Fueling on the Run: For runs lasting more than 60 minutes, it's a good rule of thumb to take in 30-60 grams of carbohydrates every hour. Use the chart below from Runner's World to help you select some foods good for during your run. Be careful when using sports gels. There’s nothing wrong with them, but if you’re using them along with a sports drink, some may find themselves having stomach issues. Both are packed with carbs and usually the carbs are of the simple sugar variety. While your body will need to replenish is glycogen stores during the race, you don’t want overkill. Everyone is different and there’s no one cure-all, but for some carrying a bottle of water to use when taking a gel works well. Some may find that they can continue drinking only water throughout the entire run, if the gels they’re using contain carbs and essential electrolytes.

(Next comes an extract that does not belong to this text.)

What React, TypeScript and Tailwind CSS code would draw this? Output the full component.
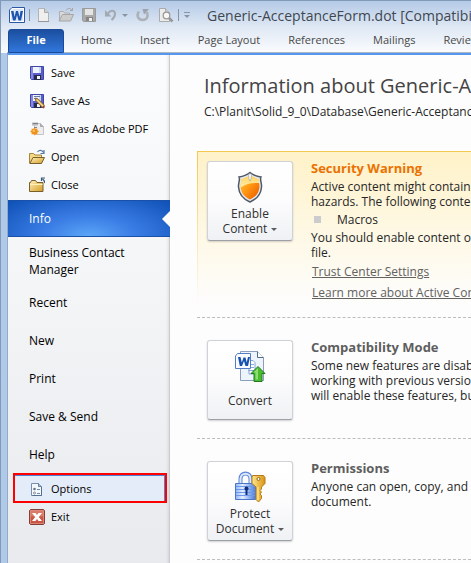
import type { ReactNode } from "react";

const tabs = ["Home", "Insert", "Page Layout", "References", "Mailings", "Review"];

function WordLogo() {
  return (
    <svg className="shrink-0" width="16" height="16" viewBox="0 0 16 16" aria-hidden="true">
      <path d="M3 .5h12.500v15H.5V3z" fill="#fff" stroke="#2b57a5" />
      <path d="M3.500 2H14v12H2V3.500z" fill="#dbe8fa" />
      <path d="M2 4h2.500l1 6 1.500-6h2l1.500 6 1-6H14l-2 9.500H9.500L8 8l-1.500 5.500H4z" fill="#1d55ae" />
    </svg>
  );
}

function NewIcon() {
  return (
    <svg width="16" height="16" viewBox="0 0 16 16" aria-hidden="true">
      <path d="M3.500 1.500h6l4 4v9h-10z" fill="#efefef" stroke="#b4b4b4" />
      <path d="M9.500 1.500v4h4" fill="#d0d0d0" stroke="#a9a9a9" />
      <path d="M3 14.500h11" stroke="#969696" />
    </svg>
  );
}

function GreyFolderIcon() {
  return (
    <svg width="16" height="16" viewBox="0 0 16 16" aria-hidden="true">
      <path d="M1.500 13.500v-9h4l1 1.500h5v3" fill="#dadada" stroke="#adadad" />
      <path d="M1 14l3.500-6.500h11l-3 6.500z" fill="#cccccc" stroke="#a5a5a5" />
      <path d="M8 3.500c2-3 5-2.500 6 0M12 3.500h2.500V1" fill="none" stroke="#a5a5a5" />
    </svg>
  );
}

function GreyDiskIcon() {
  return (
    <svg width="16" height="16" viewBox="0 0 16 16" aria-hidden="true">
      <path d="M1.500 1.500h13v13h-12l-1-1z" fill="#a9a9a9" stroke="#9a9a9a" />
      <path d="M4 2h8v6H4z" fill="#e4e4e4" />
      <path d="M5 10h7v4H5z" fill="#858585" />
      <path d="M8 11h3v3H8z" fill="#f0f0f0" />
    </svg>
  );
}

function UndoIcon() {
  return (
    <svg width="16" height="16" viewBox="0 0 16 16" aria-hidden="true">
      <path d="M3.500 7C6 3 10.500 2.500 11 6.500c.2 2.500-1 4.500-3.500 6.500" fill="none" stroke="#a3a9b1" strokeWidth="2" />
      <path d="M1 3v6.500h6.500z" fill="#a3a9b1" />
    </svg>
  );
}

function RedoIcon() {
  return (
    <svg width="16" height="16" viewBox="0 0 16 16" aria-hidden="true">
      <path d="M4 4.500C1 8 3 13 7.500 13c4.500 0 6.500-4 4-8" fill="none" stroke="#adb2b9" strokeWidth="2.500" />
      <path d="M7.500 2H14L9 7.500z" fill="#9da3ac" />
    </svg>
  );
}

function PreviewIcon() {
  return (
    <svg width="16" height="16" viewBox="0 0 16 16" aria-hidden="true">
      <path d="M1.500 1.500h6l4 4v9h-10z" fill="#ececec" stroke="#ababab" />
      <path d="M7.500 1.500v4h4" fill="#d0d0d0" stroke="#ababab" />
      <path d="M10.500 10.500l4 4" stroke="#989898" strokeWidth="2.500" />
      <circle cx="8.500" cy="8.500" r="3.300" fill="#f7f7f7" stroke="#9a9a9a" strokeWidth="1.300" />
    </svg>
  );
}

function Disk({ pencil = false }: { pencil?: boolean }) {
  return (
    <svg width="16" height="16" viewBox="0 0 16 16" aria-hidden="true">
      <path d="M1.500 1.500h13v13h-12l-1-1z" fill="#5b5ec8" stroke="#4146a6" />
      <path d="M2 2h2v12H2z" fill="#8589df" />
      <path d="M4 2h8v6H4z" fill="#eef3fc" />
      <path d="M10 2h2v6h-2z" fill="#c9d8ee" />
      <path d="M5 10h7v5H5z" fill="#272b50" />
      <path d="M8 11h3v3H8z" fill="#f4f4f4" />
      {pencil && (
        <g>
          <path d="M5 3.500h6M5 5.500h3" stroke="#667ba5" />
          <path d="M6 5l3 .8 6.500 6.500-2.200 2.200L6.800 8z" fill="#d9ae5c" stroke="#70531f" strokeWidth=".7" />
          <path d="M8 7l6 6" stroke="#f8dc8f" />
          <path d="M13 14.500l2-2 1 1.500-1.500 1.500z" fill="#9b403c" />
        </g>
      )}
    </svg>
  );
}

function PdfIcon() {
  return (
    <svg width="16" height="16" viewBox="0 0 16 16" aria-hidden="true">
      <path d="M5.500 2.500h6l3 3v8h-9z" fill="#ededee" stroke="#c4c4c8" />
      <path d="M11.500 2.500v3h3" fill="#b9babd" stroke="#a6a6aa" />
      <path d="M3 1.500h6v3H3z" fill="#b9b9bd" />
      <path d="M4 2.500h5M5 6.500h3" stroke="#818188" />
      <path d="M5.500 6.500l1 1.600 2-.6-.2 2 1.900 1-1.900 1 .2 2-2-.6-1 1.700-1-1.700-2 .6.200-2-1.900-1 1.900-1-.2-2 2 .6z" fill="#f7a529" />
      <circle cx="5.500" cy="10.500" r="3" fill="#ef9020" />
      <circle cx="4.800" cy="9.700" r="1.300" fill="#fbc361" />
    </svg>
  );
}

function Folder({ open = false }: { open?: boolean }) {
  return (
    <svg width="16" height="16" viewBox="0 0 16 16" aria-hidden="true">
      <defs>
        <linearGradient id="folder" x2="1" y2="1">
          <stop stopColor="#fff1bd" />
          <stop offset="1" stopColor="#d49d25" />
        </linearGradient>
      </defs>
      {open ? (
        <>
          <path d="M.5 14V4.500h4L6 6h6.500v4" fill="#f5d982" stroke="#a38443" />
          <path d="M.8 14.500L4 8.500h11.500l-3 6z" fill="url(#folder)" stroke="#79602a" />
          <path d="M8.500 3c2-2.500 4.500-2 6 .5M11.500 4.500H15V1" fill="none" stroke="#567ba9" strokeWidth="1.200" />
        </>
      ) : (
        <>
          <path d="M.5 14.500v-9h1l1-2h4l1.500 2h6v9z" fill="url(#folder)" stroke="#79602a" />
          <path d="M1 7.500h12.500" stroke="#fff0b9" />
          <path d="M15.500 6c.5-1.500 0-2.500-2-4M12.500 4V1H16" fill="none" stroke="#38597f" strokeWidth="1.200" />
        </>
      )}
    </svg>
  );
}

function OptionsIcon() {
  return (
    <svg width="16" height="16" viewBox="0 0 16 16" aria-hidden="true">
      <path d="M2.500 2.500h7l3 3v9h-10z" fill="#f5f9fd" stroke="#7890ad" />
      <path d="M9.500 2.500v3h3" fill="#adc0d7" stroke="#65809f" />
      <path d="M12.500 6v8.500h-9" fill="none" stroke="#536f91" />
      <circle cx="5.500" cy="8" r="1.300" fill="#66758a" />
      <circle cx="5.500" cy="12" r="1" fill="#fff" stroke="#66758a" strokeWidth=".8" />
      <path d="M8 8.500h3M8 12.500h3" stroke="#758aa3" />
    </svg>
  );
}

function ExitIcon() {
  return (
    <svg width="16" height="16" viewBox="0 0 16 16" aria-hidden="true">
      <path d="M1.500.5h13l1 1v13l-1 1h-13l-1-1v-13z" fill="#c95743" stroke="#853d37" />
      <path d="M1.500 1.500h13v6h-13z" fill="#d97b69" />
      <path d="M1.500 1.500h13v13h-13z" fill="none" stroke="#e6a092" strokeWidth=".6" />
      <path d="M3 4h3.500L8 6l1.500-2H13L9.800 8l3.200 4H9.500L8 10l-1.500 2H3l3.200-4z" fill="#fff" />
    </svg>
  );
}

function ShieldIcon() {
  return (
    <svg width="32" height="32" viewBox="0 0 32 32" aria-hidden="true">
      <defs>
        <linearGradient id="shield" x2="1" y2="1">
          <stop stopColor="#ffcf3a" />
          <stop offset=".5" stopColor="#ff9310" />
          <stop offset="1" stopColor="#e65500" />
        </linearGradient>
        <linearGradient id="shieldTop" x2="0" y2="1">
          <stop stopColor="#ffd35a" />
          <stop offset="1" stopColor="#ffedaa" />
        </linearGradient>
      </defs>
      <path d="M16 1.500c-3 2.500-7 4-11 4.500 1.500 3-1 6-.5 10C5 23 9 28 16 31c7-3 11-8 11.500-15 .5-4-2-7-.5-10-4-.5-8-2-11-4.500z" fill="#e6e8ee" stroke="#505968" strokeWidth="1.500" />
      <path d="M16 4c-3 2.500-6 3.800-9 4 .7 3-.8 5-.4 8.500C7 22 10.500 26 16 28.500c5.500-2.500 9-6.500 9.400-12 .4-3.500-1.100-5.500-.4-8.500-3-.2-6-1.500-9-4z" fill="url(#shield)" />
      <path d="M16 4c-3 2.500-6 3.800-9 4 .7 3-.8 5-.4 8.500 5.500-4 12-5 18.800-4.500-.5-1.500-.6-2.500-.4-4-3-.2-6-1.500-9-4z" fill="url(#shieldTop)" />
      <path d="M14.500 3h3l-.5 5-1 2-1-2z" fill="#fff" stroke="#939baa" strokeWidth=".6" />
    </svg>
  );
}

function ConvertIcon() {
  return (
    <svg width="32" height="32" viewBox="0 0 32 32" aria-hidden="true">
      <path d="M6.500 1.500h17l6 6v23h-23z" fill="#eef4fc" stroke="#8b9fbd" />
      <path d="M23.500 1.500v6h6" fill="#fff" stroke="#536985" />
      <path d="M15 10.500h4l2 2V24h-6z" fill="#fff" stroke="#83a4d3" />
      <path d="M17 14.500h3M17 17.500h3M14 20.500h6" stroke="#8aacda" />
      <path d="M3.500 3.500h13v15h-15V6z" fill="#f9fbff" stroke="#527fc4" />
      <path d="M4 7h2.500l1.300 5.500L9.500 7.500h2l1.200 5L14 7h2l-2 9h-2.500L10 11 8 16H5.800z" fill="#1651ad" />
      <path d="M24 16.500l7 7h-3v8h-8v-8h-3z" fill="#49bd2d" stroke="#217a22" />
      <path d="M24 18l-4.500 4.500h2v7H24z" fill="#91dd72" />
    </svg>
  );
}

function LockKeyIcon() {
  return (
    <svg width="32" height="32" viewBox="0 0 32 32" aria-hidden="true">
      <defs>
        <linearGradient id="lock">
          <stop stopColor="#8fb5fb" />
          <stop offset=".35" stopColor="#e4eeff" />
          <stop offset="1" stopColor="#477be0" />
        </linearGradient>
        <linearGradient id="key">
          <stop stopColor="#ffe88d" />
          <stop offset="1" stopColor="#d89410" />
        </linearGradient>
      </defs>
      <path d="M6.500 13V8c0-7.500 10-7.500 10 0v5" fill="none" stroke="#5c86d4" strokeWidth="4" />
      <path d="M6.500 13V8c0-7 10-7 10 0v5" fill="none" stroke="#dbe8ff" strokeWidth="2" />
      <path d="M1.500 12.500h20v16h-20z" fill="url(#lock)" stroke="#4a76c6" />
      <path d="M2 15.500h19M2 18.500h19M2 21.500h19M2 24.500h19" stroke="#6b98e7" />
      <circle cx="12.500" cy="17.500" r="2" fill="#102e7b" />
      <path d="M11.500 18h2v6h-2z" fill="#102e7b" />
      <path d="M18.500 4.500h11l1.500 2v6L27.500 16v2L26 19.500l1.500 1.500-1.500 2 1.500 1.500v3L24.500 31 22 28.500V16l-4-3.500v-6z" fill="url(#key)" stroke="#b57a1c" />
      <path d="M24 16v13" stroke="#fff0a0" />
      <circle cx="24.500" cy="8" r="1.500" fill="#fff" stroke="#9b6717" />
    </svg>
  );
}

function Caret() {
  return <span className="ml-1 inline-block border-x-[3px] border-t-[3px] border-x-transparent border-t-[#5b5b5b] align-middle" />;
}

function TileButton({ icon, children }: { icon: ReactNode; children: ReactNode }) {
  return (
    <button className="flex h-20 w-[86px] shrink-0 flex-col items-center justify-between rounded-[3px] border border-[#cfd2d7] border-b-[#9da1a7] bg-linear-to-b from-white via-[#fcfcfd] to-[#eff1f4] pt-[9px] pb-[3px] text-[12px] leading-[15px] text-[#303030] shadow-[0_1px_2px_#0000002e]">
      {icon}
      <span className="flex min-h-8 flex-col justify-center">{children}</span>
    </button>
  );
}

function Section({ title, icon, label, children }: { title: string; icon: ReactNode; label: ReactNode; children: ReactNode }) {
  return (
    <section className="flex h-[121px] gap-[18px] border-b border-dashed border-[#bdbdbd] pt-[22px] pl-[10px]">
      <TileButton icon={icon}>{label}</TileButton>
      <div>
        <h2 className="text-[13px] leading-[15px] font-bold text-[#5e5e5e]">{title}</h2>
        <p className="mt-[3px] leading-[15px]">{children}</p>
      </div>
    </section>
  );
}

function Command({ icon, label }: { icon: ReactNode; label: string }) {
  return (
    <button className="flex h-7 w-full items-center gap-[6px] pl-[21px] text-left">
      {icon}
      {label}
    </button>
  );
}

export default function App() {
  return (
    <div className="flex h-screen flex-col overflow-hidden border-t border-l border-[#8399b8] bg-[#afc9e8] pl-[6px] font-['Open_Sans','Noto_Sans',sans-serif] text-[12px] whitespace-nowrap text-[#262626]">
      <header className="-ml-[6px] shrink-0 bg-linear-to-b from-[#b4cae7] via-[#dfe8f4] to-[#fbfcfe] pl-[6px]">
        <div className="flex h-7 items-center pl-[2px]">
          <WordLogo />
          <span className="ml-1 h-3 w-px shrink-0 bg-[#8593a6]" />
          <div className="ml-[5px] flex shrink-0 items-center gap-[7px]">
            <button aria-label="New"><NewIcon /></button>
            <button aria-label="Open"><GreyFolderIcon /></button>
            <button aria-label="Save"><GreyDiskIcon /></button>
            <button aria-label="Undo" className="flex items-center gap-[2px]">
              <UndoIcon />
              <span className="border-x-[3px] border-t-[3px] border-x-transparent border-t-[#8895a8]" />
            </button>
            <button aria-label="Redo"><RedoIcon /></button>
            <button aria-label="Print Preview"><PreviewIcon /></button>
          </div>
          <span className="ml-1 h-3 w-px shrink-0 bg-[#8593a6]" />
          <button aria-label="Customize Quick Access Toolbar" className="ml-[5px] flex shrink-0 flex-col items-center gap-[2px]">
            <span className="h-px w-[6px] bg-[#8895a8]" />
            <span className="border-x-[3px] border-t-[3px] border-x-transparent border-t-[#8895a8]" />
          </button>
          <span className="ml-[17px] text-[14px] text-[#404750]">Generic-AcceptanceForm.dot [Compatibility</span>
        </div>
        <nav className="flex h-6 items-center gap-7 border-b border-[#aeb6c2] pl-px text-[11px] text-[#484848]">
          <button className="-mr-[11px] h-6 w-14 shrink-0 rounded-t-[3px] border border-[#1b4a9d] bg-linear-to-b from-[#1b4f9f] to-[#3177dc] font-bold text-white">File</button>
          {tabs.map((tab) => (
            <button key={tab} className="shrink-0">{tab}</button>
          ))}
        </nav>
      </header>
      <div className="flex min-h-0 flex-1 border-t-2 border-l border-t-[#5796ef] border-l-[#93a9c5] bg-[#fdfdfd]">
        <aside className="w-[162px] shrink-0 border-r border-[#c9cbcf] bg-linear-to-b from-[#fbfcfd] via-[#f2f4f6] to-[#e8eaed] pt-1 text-black shadow-[inset_-3px_0_3px_-2px_#0000001a]">
          <div className="text-[11px]">
            <Command icon={<Disk />} label="Save" />
            <Command icon={<Disk pencil />} label="Save As" />
            <Command icon={<PdfIcon />} label="Save as Adobe PDF" />
            <Command icon={<Folder open />} label="Open" />
            <Command icon={<Folder />} label="Close" />
          </div>
          <nav className="flex flex-col leading-[17px]">
            <button className="relative mt-px -mr-px h-[37px] border-y border-[#1950a8] bg-[radial-gradient(ellipse_at_50%_100%,#5ba6f7_0%,#3a7de5_40%,#0e50b5_100%)] pl-[21px] text-left text-white">
              Info
              <span className="absolute top-[10px] right-0 border-y-8 border-r-8 border-y-transparent border-r-[#fdfdfd]" />
            </button>
            <button className="h-[46px] pt-px pl-[21px] text-left">Business Contact<br />Manager</button>
            <button className="h-[38px] pl-[21px] text-left">Recent</button>
            <button className="h-[38px] pl-[21px] text-left">New</button>
            <button className="h-[38px] pl-[21px] text-left">Print</button>
            <button className="h-[38px] pl-[21px] text-left">Save &amp; Send</button>
            <button className="h-[38px] pl-[21px] text-left">Help</button>
          </nav>
          <div className="text-[11px]">
            <div className="mr-[2px] ml-[5px] h-[30px] border-2 border-[#fe0000]">
              <button className="flex h-[26px] w-full items-center gap-[6px] border-t border-r border-[#5280d4] bg-linear-to-b from-[#e3ecf8] to-[#e3edf9] pt-px pl-[14px]">
                <OptionsIcon />
                Options
              </button>
            </div>
            <Command icon={<ExitIcon />} label="Exit" />
          </div>
        </aside>
        <main className="min-w-0 flex-1 overflow-hidden pl-[27px]">
          <h1 className="mt-[17px] pl-[7px] text-[20px] leading-[28px] text-[#444]">Information about Generic-Acceptance</h1>
          <p className="mt-1 pl-[7px] leading-4">C:\Planit\Solid_9_0\Database\Generic-AcceptanceForm</p>
          <div className="mt-[31px] border-b border-dashed border-[#bdbdbd] pb-3">
            <section className="flex h-[154px] gap-[18px] border-t border-l border-t-[#f3c84f] bg-linear-to-b from-[#fff2c8] to-[#fdfdfd] pt-[9px] pl-[9px] [border-left-color:transparent] [border-image:linear-gradient(to_bottom,#f3c84f,#fdfdfd)_1]">
              <TileButton icon={<ShieldIcon />}>
                <span>Enable</span>
                <span>Content<Caret /></span>
              </TileButton>
              <div className="leading-[15px]">
                <h2 className="text-[13px] leading-[15px] font-bold text-[#eb7100]">Security Warning</h2>
                <p className="mt-[3px]">Active content might contain viruses<br />hazards. The following content</p>
                <ul className="my-[3px]">
                  <li className="flex items-center gap-4 pl-[3px]"><span className="size-[7px] bg-[#cccccf]" />Macros</li>
                </ul>
                <p>You should enable content only<br />file.</p>
                <div className="mt-1 flex flex-col items-start gap-[6px] pl-px text-[#62625f]">
                  <a href="#trust" className="underline">Trust Center Settings</a>
                  <a href="#learn" className="underline">Learn more about Active Content</a>
                </div>
              </div>
            </section>
          </div>
          <Section title="Compatibility Mode" icon={<ConvertIcon />} label="Convert">
            Some new features are disabled<br />working with previous versions<br />will enable these features, but may
          </Section>
          <Section title="Permissions" icon={<LockKeyIcon />} label={<><span>Protect</span><span>Document<Caret /></span></>}>
            Anyone can open, copy, and change<br />document.
          </Section>
        </main>
      </div>
    </div>
  );
}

I’ve discovered that 100% coconut water contains the right amount of carbs and electrolytes for my long runs. I have problems with calf cramps and coconut water naturally has 15x the potassium of a banana and 2-3x the amount of potassium as most sports drinks. Others do better to drink water, take an electrolyte replacement tablet and then pack some pretzels, crackers, jellybeans, or Fig Newtons for their carb source. I have one running buddy that takes an Uncrustable along. Uncrustables are those little round frozen peanut butter and jelly sandwiches with the crimped sides. He says it thaws on the run and by the time he needs one later in the run it’s ready to eat. Like I said, everyone is different.
Post-run Refueling: Eating 300 - 400 calories with a 4:1 ratio of carbs and proteins within 30-45 minutes after finishing your run will help ensure a quicker recovery. During a long run, you deplete your glycogen stores as well as create microscopic tears in your muscle tissue. Eating a carb/protein mixture helps to restore the glycogen and repair those tiny tears which is the muscle-building process.
Some good post-run eats include:
- a glass of low-fat chocolate milk (it has the perfect 4:1 ratio of carbs/protein)
- a bagel with peanut butter or almond butter or Nutella (I love Nutella!)
- whole wheat crackers and peanut butter or almond butter
- a smoothie made with fruit and yogurt
- baked potato with Greek yogurt
- brown rice pudding with sliced banana
- whole-grain cereal with skim milk
- lowfat yogurt and fruit
What are some of your favorite pre-, during-, and post-run eats?